À la suite de la réalisation des dernières études de coût de production dans le secteur des grains, les Producteurs de grains du Québec (PGQ) nous ont lancé le défi d’illustrer d’un point de vue économique l’enjeu du prix des terres pour une relève. En considérant les prix, les rendements et les charges observées sur le terrain pour une année de production normale, quel serait l’écart entre la rentabilité économique de la terre et son coût de possession?
Pour relever ce défi, nous avons tout d’abord retenu le profil de deux fermes types qui souhaitent amorcer un processus de transfert à leur relève. La première reflète la moyenne des observations du Portrait technico-économique du secteur Maïs-grain et soya 20191, alors que l’autre est plus performante dans ses rendements. Les deux fermes types exposées précédemment sont actuellement rentables. Elles font leurs paiements (charges, capital et intérêts), sont en mesure de rémunérer le travail des exploitants et génèrent des liquidités afin de réaliser des investissements dans leurs entreprises. Mais quelle serait la réalité économique d’une relève qui ferait l’acquisition de l’une ou l’autre de ces deux entreprises?
Bien évidemment, « ça dépend »! Considérant que plusieurs options peuvent être envisagées, cherchons tout d’abord à répondre à la question suivante :
En posant l’hypothèse que les performances seront similaires à celles actuellement observées dans l’entreprise, quelle pourrait être la dette maximale que la relève serait en mesure de supporter?
Idéalement, une entreprise en bonne santé financière devrait avoir des remboursements d’emprunt inférieurs à sa capacité de remboursement.
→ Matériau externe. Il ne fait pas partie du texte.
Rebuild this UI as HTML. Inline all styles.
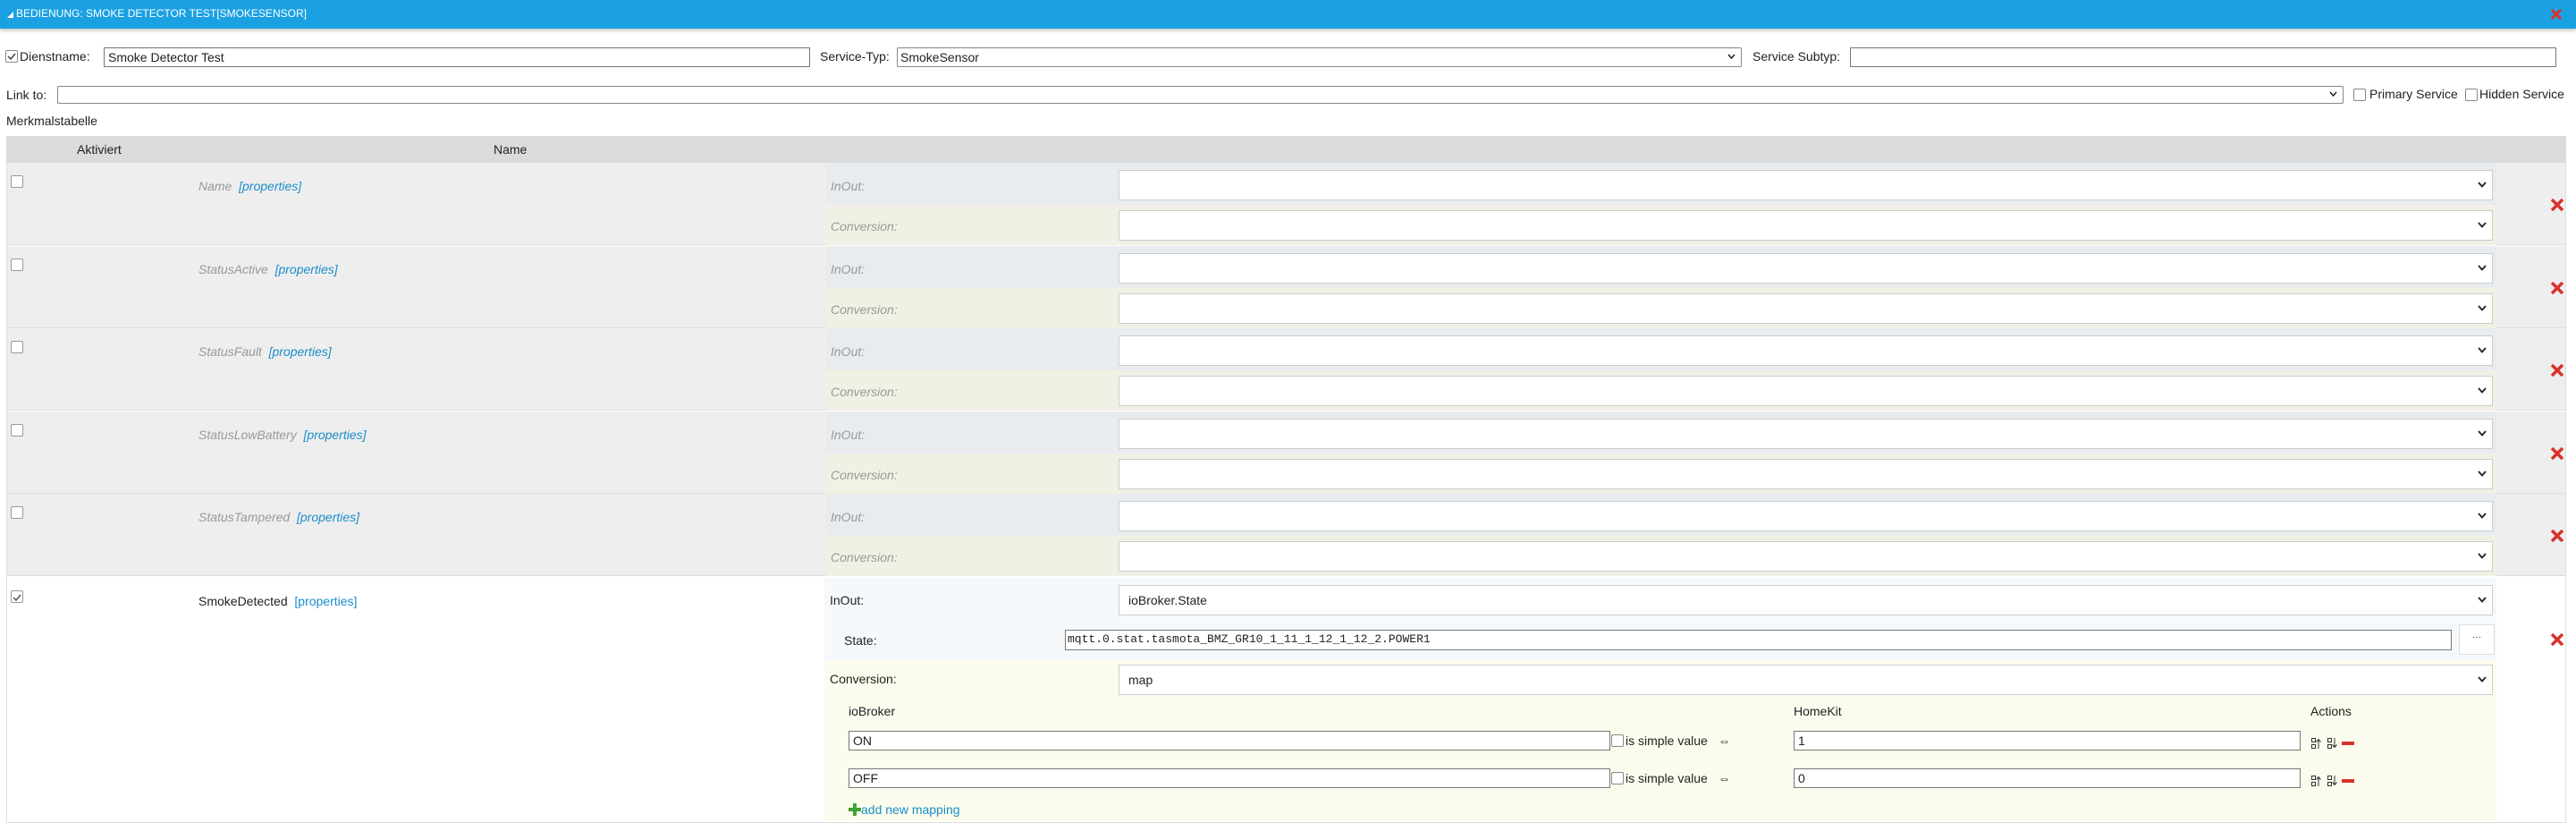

C’est ce qui lui permet d’avoir un coussin de sécurité en cas d’imprévus à court terme. Elle pourra aussi à plus long terme autofinancer certains investissements. L’analyse des résultats économiques de nos deux fermes types indique que les dettes ne devraient pas dépasser de 8 300 à 13 850 $/ha. Considérant la valeur des terres qui tourne autour de 35 000 $/ha, le défi est grand pour la relève. Même en réduisant autant que possible les prélèvements pour s’offrir très peu de rémunération, ce ne serait pas suffisant.
Quelques stratégies
Devant cette situation qui n’est pas nouvelle au Québec, diverses stratégies sont envisagées par les entreprises agricoles et leur relève. Elles peuvent être analysées individuellement ou de manière combinée.
L’objectif de cet article n’est pas de vous donner une recette toute faite. Les stratégies retenues sont généralement différentes d’une entreprise à l’autre.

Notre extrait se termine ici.